Evaluating Effect of Process Parameters on the Efficiency of Solar Evacuated Tube Collector
Abstract
Solar energy harvesting proves to be an economical, ecologically sustainable, and renewable energy resource for fulfilling the world's expanding energy consumption. An evacuated solar collector stands out as one of the most efficient and practical options when evaluating the many different solar collectors available. Evacuated tube solar collectors (ETSCs) are by far the most popular kind of solar collector due to their high thermal efficiency and low coefficient of heat losses and it gives a promising performance in heat transfer due to their vacuum envelope structure. The existing system has to be modified further to increase its efficiency so that it can be employed in the applications like seawater desalination. The purpose of this research is to explore the energy efficiency of an ETSC that contains novel water-based carbon nanotubes nanofluids.
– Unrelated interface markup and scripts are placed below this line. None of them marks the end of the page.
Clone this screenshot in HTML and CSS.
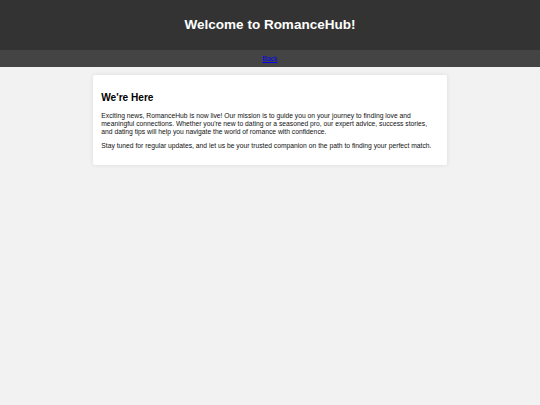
FILE: index.html
```html
<!DOCTYPE html>
<html lang="en">
<head>
<meta charset="utf-8">
<title>RomanceHub</title>
<link rel="stylesheet" href="styles.css">
</head>
<body>
<header class="site-header">
  <h1 class="site-title">Welcome to RomanceHub!</h1>
</header>
<nav class="site-nav">
  <a href="#" class="nav-link">Back</a>
</nav>
<main class="card">
  <h2 class="card-title">We're Here</h2>
  <p class="card-text">Exciting news, RomanceHub is now live! Our mission is to guide you on your journey to finding love and meaningful connections. Whether you're new to dating or a seasoned pro, our expert advice, success stories, and dating tips will help you navigate the world of romance with confidence.</p>
  <p class="card-text">Stay tuned for regular updates, and let us be your trusted companion on the path to finding your perfect match.</p>
</main>
</body>
</html>
```

FILE: styles.css
```css
html, body {
  margin: 0;
  padding: 0;
}
body {
  background: #f2f2f2;
  font-family: "Liberation Sans", Arial, sans-serif;
  font-size: 6.75px;
  line-height: 7.76px;
  color: #111;
}
.site-header {
  background: #333;
  color: #fff;
  text-align: center;
  padding: 8.44px 0;
}
.site-title {
  font-size: 13.5px;
  line-height: 15.5px;
  margin: 9.05px 0;
  font-weight: bold;
}
.site-nav {
  background: #444;
  text-align: center;
  padding: 4.22px 0;
}
.nav-link {
  color: #0000ee;
}
.card {
  display: block;
  max-width: 337.5px;
  margin: 8.44px auto;
  background: #fff;
  padding: 8.44px;
  border-radius: 2px;
  box-shadow: 0 0 4.2px rgba(0, 0, 0, 0.1);
}
.card-title {
  font-size: 10.125px;
  line-height: 11.65px;
  margin: 8.4px 0;
  color: #000;
}
.card-text {
  margin: 6.75px 0;
}
```
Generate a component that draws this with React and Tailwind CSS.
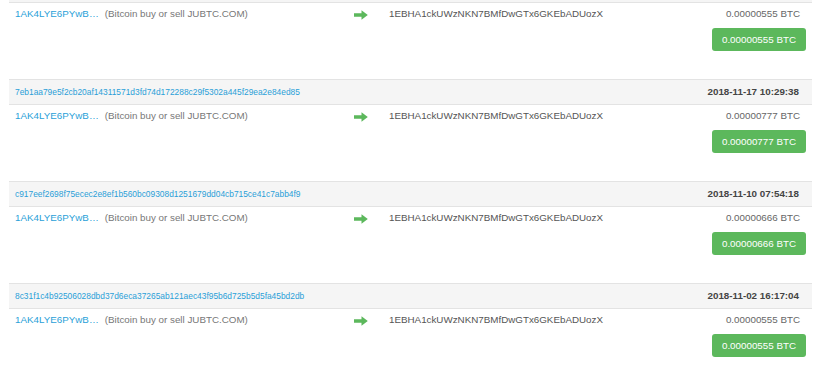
const txs = [
  {
    hash: "7eb1aa79e5f2cb20af14311571d3fd74d172288c29f5302a445f29ea2e84ed85",
    time: "2018-11-17 10:29:38",
    amount: "0.00000777 BTC",
  },
  {
    hash: "c917eef2698f75ecec2e8ef1b560bc09308d1251679dd04cb715ce41c7abb4f9",
    time: "2018-11-10 07:54:18",
    amount: "0.00000666 BTC",
  },
  {
    hash: "8c31f1c4b92506028dbd37d6eca37265ab121aec43f95b6d725b5d5fa45bd2db",
    time: "2018-11-02 16:17:04",
    amount: "0.00000555 BTC",
  },
];

const Arrow = () => (
  <svg width="14" height="10" viewBox="0 0 14 10" className="block">
    <path d="M0 3.2 H7.5 V0.2 L13.8 5 L7.5 9.8 V6.8 H0 Z" fill="#5cb85c" />
  </svg>
);

const TxRow = ({ amount }) => (
  <div className="flex h-[76px] pl-[6px] pt-[4px] text-[9.8px] leading-[14px]">
    <div className="w-[339px] flex gap-[6px] whitespace-nowrap">
      <a className="text-[#2a9fd8]">1AK4LYE6PYwB…</a>
      <span className="text-[#777]">(Bitcoin buy or sell JUBTC.COM)</span>
    </div>
    <div className="w-[35px] pt-[3px]">
      <Arrow />
    </div>
    <div className="flex-1 text-[#555]">1EBHA1ckUWzNKN7BMfDwGTx6GKEbADUozX</div>
    <div className="flex flex-col items-end pr-[6px]">
      <span className="pr-[6px] text-[#666]">{amount}</span>
      <span className="mt-[7px] h-[23px] w-[94px] rounded-[3px] bg-[#5cb85c] text-white flex items-center justify-center">
        {amount}
      </span>
    </div>
  </div>
);

const TxHeader = ({ hash, time }) => (
  <div className="h-[26px] border-y border-[#e3e3e3] bg-[#f5f5f5] flex items-center justify-between pl-[6px] pr-[13px]">
    <a className="text-[8.4px] text-[#2a9fd8]">{hash}</a>
    <span className="text-[9.8px] font-bold text-[#444]">{time}</span>
  </div>
);

export default function App() {
  return (
    <div className="w-[820px] h-[376px] overflow-hidden bg-white font-['Liberation_Sans',Arial,sans-serif]">
      <div className="ml-[9px] w-[803px]">
        <div className="h-[3px] bg-[#f5f5f5] border-b border-[#e3e3e3]" />
        <TxRow amount="0.00000555 BTC" />
        {txs.map((t) => (
          <div key={t.hash}>
            <TxHeader hash={t.hash} time={t.time} />
            <TxRow amount={t.amount} />
          </div>
        ))}
      </div>
    </div>
  );
}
Past research depicts an increase in thermal efficiency of heat pipes by using the water-based carbon nanotubes nanofluids. For this purpose, the effect of process parameters including mass flow rates and nanofluid as a working fluid in the solar evacuated tube accumulator is examined. Also, the impact of several factors on collector efficiency is explored, including nanofluid volume concentration, water outlet temperature, and solar radiation. According to the result, a higher temperature is observed for a higher weight percentage of Multi-Walled Carbon Nanotubes (MWCNT) nanoparticles.